◆ Material ◆
■ ■ ■ ■ ■ ■ ■
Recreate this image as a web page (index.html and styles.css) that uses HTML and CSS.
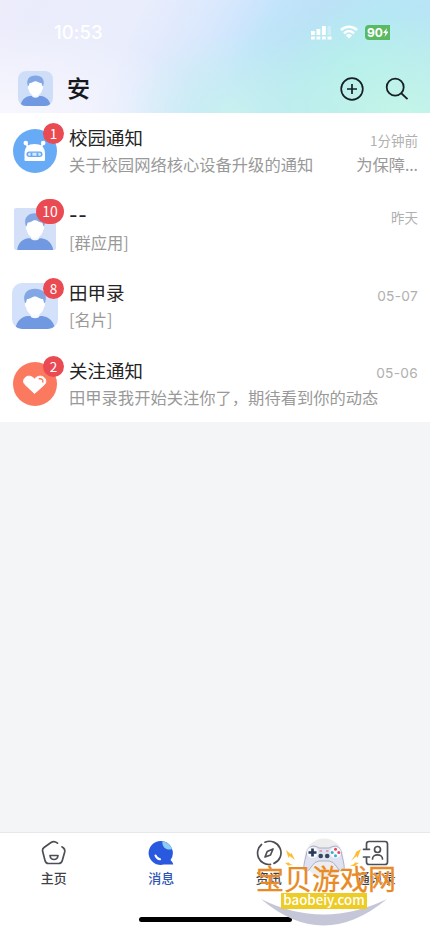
FILE: index.html
```html
<!DOCTYPE html>
<html lang="zh-CN">
<head>
<meta charset="utf-8">
<title>消息</title>
<link rel="stylesheet" href="styles.css">
</head>
<body>
<svg class="defs" width="0" height="0">
  <symbol id="person" viewBox="0 0 46 46">
    <path d="M3.500 46C4 38 10 33.500 16 33H30C37 33.500 42 39 43 46Z" fill="#7199e2"/>
    <path d="M18.500 28H27.500V33C27 36 19 36 18.500 33Z" fill="#f4f8ff"/>
    <path d="M13 20C10 11 15 5.800 23 5.800C31 5.800 36 11 33 20Z" fill="#83a6e4"/>
    <path d="M15 16C19 16 20 13.500 23 13.500C26 13.500 27 16 31 16L32 19.500C33.500 20 33.500 23.500 32 24C31 29.500 27.500 32.500 23 32.500C18.500 32.500 15 29.500 14 24C12.500 23.500 12.500 20 14 19.500Z" fill="#fff"/>
  </symbol>
</svg>
<div class="app">
  <header class="top">
    <div class="status">
      <span class="clock">10:53</span>
      <div class="signals">
        <svg width="23" height="15" viewBox="0 0 23 15" fill="#fff"><rect x="1" y="6" width="3.800" height="4"/><rect x="6.500" y="4" width="3.800" height="6"/><rect x="12" y="1" width="3.800" height="9"/><rect x="17.500" y="1" width="3.500" height="9" opacity=".3"/><rect x="1" y="11.500" width="3.800" height="3"/><rect x="6.500" y="11.500" width="3.800" height="3"/><rect x="12" y="11.500" width="3.800" height="3"/><rect x="17.500" y="11.500" width="4" height="3"/></svg>
        <svg width="18" height="14" viewBox="0 0 18 14" fill="none" stroke="#fff" stroke-width="2.500"><path d="M1 5C5.500.500 12.500.500 17 5M4 8.300C7 5.500 11 5.500 14 8.300"/><path d="M5.800 10.200Q9 7.800 12.200 10.200L9 13.500Z" fill="#fff" stroke="none"/></svg>
        <span class="battery">90<svg width="5" height="9" viewBox="0 0 5 9"><path d="M4 0L0 5H2.500L1.500 9L5 4.500V3.500H3.200Z" fill="#fff"/></svg></span>
      </div>
    </div>
    <div class="titlebar">
      <span class="me"><svg width="35" height="35"><use href="#person"/></svg></span>
      <h1>安</h1>
      <svg class="add" width="24" height="24" viewBox="0 0 24 24" fill="none" stroke="#172026" stroke-width="1.700"><circle cx="12" cy="12" r="10.800"/><path d="M12 7V17M7 12H17"/></svg>
      <svg width="24" height="24" viewBox="0 0 24 24" fill="none" stroke="#172026" stroke-width="1.800"><circle cx="10.200" cy="10.200" r="8.500"/><path d="M16 16L22.500 22.200"/></svg>
    </div>
  </header>
  <main class="list">
    <article class="row">
      <div class="face round blue"><svg width="44" height="44" viewBox="0 0 44 44"><path d="M12.500 14L15 18M30.500 14L28 18" stroke="#fff" stroke-width="2"/><circle cx="12.800" cy="14" r="2.300" fill="#fff"/><circle cx="30.200" cy="14" r="2.300" fill="#fff"/><path d="M11.500 31V25C11.500 18 15 15 21.500 15S32 18 32 25V31Q32 32 31 32H12.500Q11.500 32 11.500 31Z" fill="#fff"/><rect x="13.500" y="22.500" width="16" height="5.500" rx="2.700" fill="#67a9f5"/><rect x="15" y="23.800" width="13" height="3" rx="1.500" fill="#d9eaff"/><path d="M18.500 23.500V27M24.500 23.500V27" stroke="#67a9f5" stroke-width="1.800"/></svg><b class="badge">1</b></div>
      <div class="body"><div class="line"><h2>校园通知</h2><time>1分钟前</time></div><p><span>关于校园网络核心设备升级的通知</span><span>为保障<span class="dots">…</span></span></p></div>
    </article>
    <article class="row">
      <div class="face square"><svg width="42" height="42"><use href="#person"/></svg><b class="badge wide">10</b></div>
      <div class="body"><div class="line"><h2 class="dashes">--</h2><time>昨天</time></div><p>[群应用]</p></div>
    </article>
    <article class="row">
      <div class="face soft"><svg width="46" height="46"><use href="#person"/></svg><b class="badge">8</b></div>
      <div class="body"><div class="line"><h2>田甲录</h2><time class="date">05-07</time></div><p>[名片]</p></div>
    </article>
    <article class="row">
      <div class="face round red"><svg width="44" height="44" viewBox="0 0 44 44"><path d="M21.500 31.500L12 22.500C7.500 17.500 15 10 21.500 17C28 10 36 17.500 31.500 22.500Z" fill="#fff" stroke="#fff" stroke-linejoin="round"/><path d="M26.300 16.800C29 16.300 30.300 18 29.800 20" fill="none" stroke="#fa795f" stroke-width="1.400" stroke-linecap="round"/></svg><b class="badge">2</b></div>
      <div class="body"><div class="line"><h2>关注通知</h2><time class="date">05-06</time></div><p>田甲录我开始关注你了，期待看到你的动态</p></div>
    </article>
  </main>
  <footer>
    <nav>
      <a><svg width="28" height="26" viewBox="0 0 28 26" fill="none" stroke="#4c4f55" stroke-width="1.700" stroke-linejoin="round" stroke-linecap="round"><path d="M17.500 3.200Q14 .200 11 2.500L4 7.500Q2 9 2.700 11.500L5 20.500Q5.700 23.500 8.500 23.500H18.500Q21.500 23.500 22.300 20.500L24.700 12Q25.200 9.500 23.500 8L22 6.800"/><path d="M10 15.500H18Q17.500 19.500 14 19.500T10 15.500Z"/></svg><span>主页</span></a>
      <a class="active"><svg width="28" height="26" viewBox="0 0 28 26"><path d="M14 1A12 12 0 1 0 17 24.500H26Q27 23.500 23.500 20A12 12 0 0 0 14 1Z" fill="#2859df"/><path d="M15.500 1.200A12 12 0 0 1 25 9C20 11 14.500 7 15.500 1.200Z" fill="#8dccf5"/><path d="M8.500 15.500Q10 18.800 13 19.300" stroke="#fff" stroke-width="2" fill="none" stroke-linecap="round"/></svg><span>消息</span></a>
      <a><svg width="28" height="26" viewBox="0 0 28 26" fill="none" stroke="#4c4f55" stroke-width="1.700" stroke-linecap="round"><path d="M10 2.200A11.400 11.400 0 0 1 19 23.400M15.500 24.400A11.400 11.400 0 0 1 6.500 4.500"/><path d="M18 9L15.500 15L10 17L12.200 11.500Z" stroke-linejoin="round"/></svg><span>资讯</span></a>
      <a><svg width="28" height="26" viewBox="0 0 28 26" fill="none" stroke="#4c4f55" stroke-width="1.700" stroke-linecap="round"><path d="M4.500 8V4Q4.500 1.500 7 1.500H23Q25.500 1.500 25.500 4V22Q25.500 24.500 23 24.500H7Q4.500 24.500 4.500 22V18M1.500 9.300H7.500M1.500 17H7.500"/><circle cx="15.500" cy="9.500" r="3"/><path d="M10.500 19C10.500 13.500 20.500 13.500 20.500 19"/></svg><span>通讯录</span></a>
    </nav>
    <div class="home"></div>
    <div class="stamp">
      <svg class="art" width="146" height="96" viewBox="0 0 146 96">
        <circle cx="71" cy="21" r="19.500" fill="#ededee"/>
        <path d="M8 62Q70 93 134 62Q70 115 8 62Z" fill="#c5c7d9"/>
        <path d="M53 19Q54 10 60 9Q64 9 66 11H76Q79 9 83 9Q88 10 89 19Q92 29 91 33Q87 36 84 30Q80 24 76 24H66Q62 24 58 30Q55 36 51 33Q50 29 53 19Z" fill="#dfe2f0" stroke="#9298b4" stroke-width=".7"/>
        <circle cx="59.500" cy="15.500" r="5.500" fill="#f8f9fd"/><circle cx="82.500" cy="15.500" r="5.500" fill="#f8f9fd"/>
        <path d="M59.500 11.500V19.500M55.500 15.500H63.500" stroke="#263a58" stroke-width="2.700"/>
        <circle cx="82.500" cy="12.200" r="1.500" fill="#e34a54"/><circle cx="82.500" cy="18.800" r="1.500" fill="#37aecb"/><circle cx="79.200" cy="15.500" r="1.500" fill="#37aecb"/><circle cx="85.800" cy="15.500" r="1.500" fill="#e34a54"/>
        <circle cx="67.700" cy="19" r="2.300" fill="#35475c"/><circle cx="74.200" cy="19" r="2.300" fill="#35475c"/><path d="M66.500 14H69M73 14H75.500" stroke="#e36068"/>
        <path d="M33 13L37.500 17L38.500 16L42 23L36.500 19L35.500 21ZM32 26L36 25.500L37 27L40 28L35 28.500L34 27.500ZM108 12L103 15L102 18L98 24L103.500 19L104.500 21ZM106 26L102 25.500L101 27L97 29L102 29L103 28Z" fill="#ffbd32"/>
      </svg>
      <div class="brand">宝贝游戏网</div>
      <div class="domain">baobeiy.com</div>
    </div>
  </footer>
</div>
</body>
</html>
```
FILE: styles.css
```css
* { box-sizing: border-box; }
body { margin: 0; background: #f4f5f7; font-family: "Noto Sans CJK SC", sans-serif; }
h1, h2, p { margin: 0; font-weight: 400; }
svg { display: block; flex: none; }
.defs { position: absolute; }
.app { width: 430px; height: 931px; display: flex; flex-direction: column; overflow: hidden; }
.top {
  height: 113px; flex: none;
  background:
    radial-gradient(ellipse 180px 100px at 94% 100%, #c4f5e8 0, #c4f5e800 100%),
    radial-gradient(ellipse 140px 100px at 85% 65%, #afeced 0, #afeced00 100%),
    radial-gradient(ellipse 110px 80px at 54% 100%, #c8f0f0 0, #c8f0f000 100%),
    radial-gradient(ellipse 200px 90px at 0 100%, #f8f7ff 0, #f8f7ff00 100%),
    linear-gradient(118deg, #ececfb 0, #e9edfc 30%, #dae8fd 45%, #c4e4fc 57%, #c2defb 66%, #b9e5f8 80%, #c0dffa 100%);
}
.status { height: 64px; padding: 0 40px 0 54px; display: flex; align-items: center; justify-content: space-between; font-family: Inter, sans-serif; }
.clock { color: #fff; font-size: 18.500px; font-weight: 500; letter-spacing: .1px; }
.signals { display: flex; align-items: center; gap: 7px; }
.battery { height: 15px; width: 25px; display: flex; align-items: center; justify-content: center; border-radius: 4px 0 0 4px; background: #5ab963; color: #fff; font-size: 12px; font-weight: 700; }
.titlebar { height: 49px; padding: 0 21px 0 18px; display: flex; align-items: center; }
.me { border-radius: 8px; overflow: hidden; background: #cfdef8; }
h1 { flex: 1; margin: -3px 0 0 14px; font-size: 23px; line-height: 34px; font-weight: 500; color: #15181b; -webkit-text-stroke: .2px; }
.add { margin-right: 21px; }
.list { flex: none; height: 308.500px; background: #fff; display: grid; grid-template-rows: repeat(4, 77.500px); }
.row { display: flex; padding-left: 12px; padding-right: 12px; }
.face { position: relative; width: 46px; height: 46px; margin: 15px 11px 0 0; flex: none; display: grid; place-items: center; }
.round::before { content: ""; grid-area: 1 / 1; width: 44px; height: 44px; border-radius: 50%; background: #67aaf5; }
.round svg { grid-area: 1 / 1; }
.red::before { background: #fa795f; }
.square svg { background: #d4e0f8; border-radius: 2px; }
.soft svg { background: #d3e1fa; border-radius: 10px; }
.badge { position: absolute; top: -5px; right: -6px; height: 21px; min-width: 21px; border-radius: 11px; background: #ea4a51; color: #fff; font-size: 13.500px; line-height: 20px; text-align: center; font-weight: 400; }
.wide { width: 28px; height: 25px; line-height: 24px; top: -7px; border-radius: 13px; font-size: 14px; }
.body { flex: 1; min-width: 0; padding-top: 11px; }
.line { height: 27px; display: flex; align-items: center; justify-content: space-between; }
h2 { font-size: 18.500px; line-height: 27px; color: #242424; }
.dashes { font-family: Inter, sans-serif; letter-spacing: .8px; font-weight: 500; }
time { font-size: 13.500px; line-height: 20px; color: #b0b0b0; margin-top: 4px; }
.date { font-family: Inter, sans-serif; font-size: 13.700px; letter-spacing: .3px; margin-top: 6px; }
p { font-size: 16.300px; line-height: 27px; color: #999; white-space: nowrap; display: flex; justify-content: space-between; }
.dots { font-family: "Noto Sans", sans-serif; line-height: 1; letter-spacing: 1px; margin-right: -1px; }
footer { position: relative; height: 99px; margin-top: auto; background: #fff; border-top: 1px solid #e6e8eb; display: flex; flex-direction: column; }
nav { height: 84px; display: grid; grid-template-columns: repeat(4, 1fr); padding-top: 7px; }
nav a { display: flex; flex-direction: column; align-items: center; font-size: 13px; line-height: 20px; gap: 2px; color: #404247; font-weight: 500; }
nav .active { color: #3056b5; }
.home { width: 153px; height: 5px; border-radius: 3px; background: #000; margin: 0 auto; }
.stamp { position: absolute; left: 253px; top: 4px; width: 146px; height: 94px; display: flex; flex-direction: column; align-items: center; }
.art { position: absolute; left: 0; top: 0; }
.brand { position: relative; margin-top: 23px; font-size: 28px; line-height: 37px; white-space: nowrap; color: #e98b24; font-weight: 400; -webkit-text-stroke: .3px #e98b24; text-shadow: 0 0 1px #fff; }
.domain { position: relative; width: 86px; height: 16px; margin-left: -4px; margin-top: -4px; background: #edcc25; color: #fff; font: 500 13.300px/14px "Noto Sans CJK SC", sans-serif; text-align: center; }
```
■ ■ ■ ■ ■ ■ ■
◆ What the task requires ◆
State how many lines of the listing include the word "index". Reply with the number alone.

◆ Finished exercise ◆
2